__Source excerpt__
━━━━━━

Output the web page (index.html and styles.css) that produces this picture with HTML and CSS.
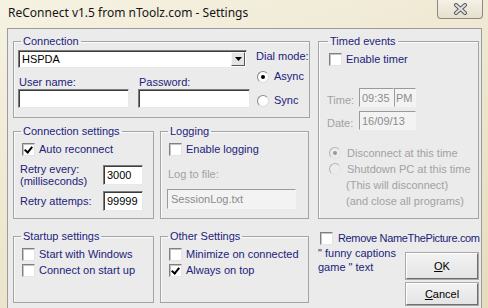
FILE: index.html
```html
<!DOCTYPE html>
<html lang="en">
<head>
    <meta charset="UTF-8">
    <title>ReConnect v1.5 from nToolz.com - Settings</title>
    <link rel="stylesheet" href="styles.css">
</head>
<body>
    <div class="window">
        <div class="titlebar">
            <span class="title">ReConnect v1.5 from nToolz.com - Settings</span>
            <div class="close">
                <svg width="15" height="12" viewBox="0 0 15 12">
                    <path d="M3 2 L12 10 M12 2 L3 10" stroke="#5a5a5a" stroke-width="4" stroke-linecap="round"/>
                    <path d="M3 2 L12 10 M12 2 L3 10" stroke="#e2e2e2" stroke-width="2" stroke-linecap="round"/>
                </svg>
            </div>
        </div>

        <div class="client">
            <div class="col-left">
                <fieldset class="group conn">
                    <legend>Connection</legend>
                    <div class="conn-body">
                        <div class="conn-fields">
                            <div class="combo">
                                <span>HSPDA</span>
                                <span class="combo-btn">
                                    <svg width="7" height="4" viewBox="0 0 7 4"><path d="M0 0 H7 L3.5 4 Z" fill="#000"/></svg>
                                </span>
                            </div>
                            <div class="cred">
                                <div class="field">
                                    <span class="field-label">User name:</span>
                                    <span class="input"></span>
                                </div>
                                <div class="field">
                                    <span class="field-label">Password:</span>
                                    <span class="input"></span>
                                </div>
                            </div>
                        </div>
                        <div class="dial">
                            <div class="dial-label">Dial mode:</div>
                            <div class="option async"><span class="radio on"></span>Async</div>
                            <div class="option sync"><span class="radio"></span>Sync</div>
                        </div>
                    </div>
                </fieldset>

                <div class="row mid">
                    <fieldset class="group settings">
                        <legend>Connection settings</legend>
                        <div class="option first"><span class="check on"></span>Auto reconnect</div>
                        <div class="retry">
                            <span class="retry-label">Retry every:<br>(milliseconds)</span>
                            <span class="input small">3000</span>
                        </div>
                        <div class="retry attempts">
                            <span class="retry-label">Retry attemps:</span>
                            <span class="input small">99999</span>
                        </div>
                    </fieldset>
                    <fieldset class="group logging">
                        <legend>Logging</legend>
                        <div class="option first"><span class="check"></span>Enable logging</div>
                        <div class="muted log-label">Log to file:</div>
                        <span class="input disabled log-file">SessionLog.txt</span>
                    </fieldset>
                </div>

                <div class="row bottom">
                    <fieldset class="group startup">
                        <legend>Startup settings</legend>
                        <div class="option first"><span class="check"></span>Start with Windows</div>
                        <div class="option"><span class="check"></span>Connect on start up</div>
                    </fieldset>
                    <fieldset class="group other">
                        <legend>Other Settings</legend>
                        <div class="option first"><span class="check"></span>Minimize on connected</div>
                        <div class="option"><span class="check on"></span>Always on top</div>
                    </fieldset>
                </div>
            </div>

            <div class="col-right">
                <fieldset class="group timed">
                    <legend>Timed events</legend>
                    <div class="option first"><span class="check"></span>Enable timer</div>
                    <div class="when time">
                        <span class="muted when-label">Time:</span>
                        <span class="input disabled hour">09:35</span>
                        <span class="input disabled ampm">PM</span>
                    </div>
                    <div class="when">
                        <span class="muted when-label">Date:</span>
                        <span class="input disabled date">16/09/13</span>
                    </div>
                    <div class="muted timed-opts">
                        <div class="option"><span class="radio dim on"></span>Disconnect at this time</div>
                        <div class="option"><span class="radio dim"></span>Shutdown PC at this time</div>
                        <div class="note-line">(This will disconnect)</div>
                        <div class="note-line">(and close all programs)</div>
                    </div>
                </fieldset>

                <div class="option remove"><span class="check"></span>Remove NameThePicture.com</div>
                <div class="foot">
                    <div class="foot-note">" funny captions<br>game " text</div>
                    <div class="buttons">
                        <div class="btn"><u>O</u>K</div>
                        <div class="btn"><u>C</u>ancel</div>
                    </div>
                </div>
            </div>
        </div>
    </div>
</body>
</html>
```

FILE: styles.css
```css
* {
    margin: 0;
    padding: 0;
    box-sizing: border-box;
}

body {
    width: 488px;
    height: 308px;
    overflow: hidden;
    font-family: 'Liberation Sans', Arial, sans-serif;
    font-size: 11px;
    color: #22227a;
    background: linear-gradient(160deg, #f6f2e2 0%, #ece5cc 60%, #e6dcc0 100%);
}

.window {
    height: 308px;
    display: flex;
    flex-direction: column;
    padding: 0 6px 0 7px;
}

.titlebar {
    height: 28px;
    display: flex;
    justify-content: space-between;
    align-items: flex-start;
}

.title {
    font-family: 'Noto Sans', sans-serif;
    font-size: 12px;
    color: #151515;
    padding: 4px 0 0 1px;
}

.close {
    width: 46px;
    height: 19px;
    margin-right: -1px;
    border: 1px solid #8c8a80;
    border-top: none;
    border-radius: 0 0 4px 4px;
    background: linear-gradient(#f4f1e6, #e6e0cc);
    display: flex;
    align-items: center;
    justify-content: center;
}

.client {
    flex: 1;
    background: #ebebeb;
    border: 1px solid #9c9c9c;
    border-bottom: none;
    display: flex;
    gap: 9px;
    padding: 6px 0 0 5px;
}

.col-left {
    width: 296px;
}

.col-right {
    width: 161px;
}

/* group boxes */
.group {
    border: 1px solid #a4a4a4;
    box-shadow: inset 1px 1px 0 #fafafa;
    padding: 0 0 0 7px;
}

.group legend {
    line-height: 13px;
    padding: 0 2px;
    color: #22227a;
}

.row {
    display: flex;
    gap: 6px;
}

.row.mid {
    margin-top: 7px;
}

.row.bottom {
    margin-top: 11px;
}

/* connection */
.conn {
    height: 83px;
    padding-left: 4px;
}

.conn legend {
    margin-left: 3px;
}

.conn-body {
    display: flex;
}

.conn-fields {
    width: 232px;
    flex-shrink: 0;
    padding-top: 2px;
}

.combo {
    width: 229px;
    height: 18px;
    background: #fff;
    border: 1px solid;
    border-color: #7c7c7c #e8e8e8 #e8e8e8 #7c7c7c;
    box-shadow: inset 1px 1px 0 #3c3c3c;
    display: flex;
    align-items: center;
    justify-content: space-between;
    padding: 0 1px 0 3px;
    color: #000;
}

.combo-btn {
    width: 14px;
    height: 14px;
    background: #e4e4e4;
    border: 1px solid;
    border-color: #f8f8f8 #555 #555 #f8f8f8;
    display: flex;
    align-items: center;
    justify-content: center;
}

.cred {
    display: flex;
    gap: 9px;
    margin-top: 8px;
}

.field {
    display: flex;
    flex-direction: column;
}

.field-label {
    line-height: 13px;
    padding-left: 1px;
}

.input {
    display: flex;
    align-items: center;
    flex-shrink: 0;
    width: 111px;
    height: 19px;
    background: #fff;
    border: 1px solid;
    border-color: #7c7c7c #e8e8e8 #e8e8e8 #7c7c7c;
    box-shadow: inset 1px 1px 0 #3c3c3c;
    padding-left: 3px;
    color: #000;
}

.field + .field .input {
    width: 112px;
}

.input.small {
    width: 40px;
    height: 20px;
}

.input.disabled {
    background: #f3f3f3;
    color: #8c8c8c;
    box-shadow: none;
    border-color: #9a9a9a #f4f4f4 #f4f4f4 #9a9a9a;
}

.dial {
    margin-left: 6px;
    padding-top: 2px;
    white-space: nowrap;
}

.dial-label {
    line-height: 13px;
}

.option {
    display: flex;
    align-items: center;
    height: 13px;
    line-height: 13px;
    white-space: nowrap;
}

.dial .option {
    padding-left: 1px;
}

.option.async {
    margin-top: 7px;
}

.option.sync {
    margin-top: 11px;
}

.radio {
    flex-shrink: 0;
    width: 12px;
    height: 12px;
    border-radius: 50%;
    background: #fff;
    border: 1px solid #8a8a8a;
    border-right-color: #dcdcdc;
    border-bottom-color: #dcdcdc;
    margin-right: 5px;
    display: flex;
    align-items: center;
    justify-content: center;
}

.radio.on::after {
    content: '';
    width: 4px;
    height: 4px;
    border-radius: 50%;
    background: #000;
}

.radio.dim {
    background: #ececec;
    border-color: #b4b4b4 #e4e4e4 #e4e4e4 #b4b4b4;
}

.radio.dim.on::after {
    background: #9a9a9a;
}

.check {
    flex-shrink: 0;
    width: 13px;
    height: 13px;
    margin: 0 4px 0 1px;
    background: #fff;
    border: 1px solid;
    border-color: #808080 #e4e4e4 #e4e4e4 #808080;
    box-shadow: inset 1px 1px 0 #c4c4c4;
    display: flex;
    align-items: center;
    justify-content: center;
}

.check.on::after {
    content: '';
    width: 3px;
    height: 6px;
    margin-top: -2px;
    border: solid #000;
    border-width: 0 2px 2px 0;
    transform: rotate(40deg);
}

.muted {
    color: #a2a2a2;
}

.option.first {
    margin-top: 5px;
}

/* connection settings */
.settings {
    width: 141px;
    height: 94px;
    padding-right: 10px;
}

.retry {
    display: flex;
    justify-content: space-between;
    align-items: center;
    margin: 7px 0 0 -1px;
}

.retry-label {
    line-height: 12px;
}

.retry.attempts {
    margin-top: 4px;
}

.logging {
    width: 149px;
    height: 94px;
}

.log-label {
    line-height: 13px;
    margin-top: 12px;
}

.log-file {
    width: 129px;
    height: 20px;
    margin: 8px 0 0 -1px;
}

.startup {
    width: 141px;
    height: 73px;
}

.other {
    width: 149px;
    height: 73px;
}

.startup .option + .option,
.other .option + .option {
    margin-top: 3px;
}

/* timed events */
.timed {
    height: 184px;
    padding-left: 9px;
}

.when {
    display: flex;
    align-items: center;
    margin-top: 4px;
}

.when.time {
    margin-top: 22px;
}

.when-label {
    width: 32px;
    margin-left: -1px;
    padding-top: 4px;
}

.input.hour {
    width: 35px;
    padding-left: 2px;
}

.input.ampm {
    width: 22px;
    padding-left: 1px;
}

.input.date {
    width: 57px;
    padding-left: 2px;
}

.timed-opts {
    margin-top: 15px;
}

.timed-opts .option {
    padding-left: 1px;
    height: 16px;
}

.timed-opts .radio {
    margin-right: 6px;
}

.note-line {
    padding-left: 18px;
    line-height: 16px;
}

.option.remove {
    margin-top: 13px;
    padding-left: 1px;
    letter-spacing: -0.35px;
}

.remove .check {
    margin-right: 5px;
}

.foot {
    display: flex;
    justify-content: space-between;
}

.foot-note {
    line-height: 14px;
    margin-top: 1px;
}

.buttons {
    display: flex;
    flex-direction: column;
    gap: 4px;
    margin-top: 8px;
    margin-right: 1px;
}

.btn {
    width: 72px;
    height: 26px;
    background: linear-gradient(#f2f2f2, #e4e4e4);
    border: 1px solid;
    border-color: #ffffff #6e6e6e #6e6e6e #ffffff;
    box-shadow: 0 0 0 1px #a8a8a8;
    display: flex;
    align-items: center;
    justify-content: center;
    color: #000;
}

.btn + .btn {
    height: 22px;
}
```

━━━━━━

__Work to complete__
Where a line in the material above holds "styles", copy that line.

__Written response__
Output the web page (index.html and styles.css) that produces this picture with HTML and CSS.
    <link rel="stylesheet" href="styles.css">
FILE: styles.css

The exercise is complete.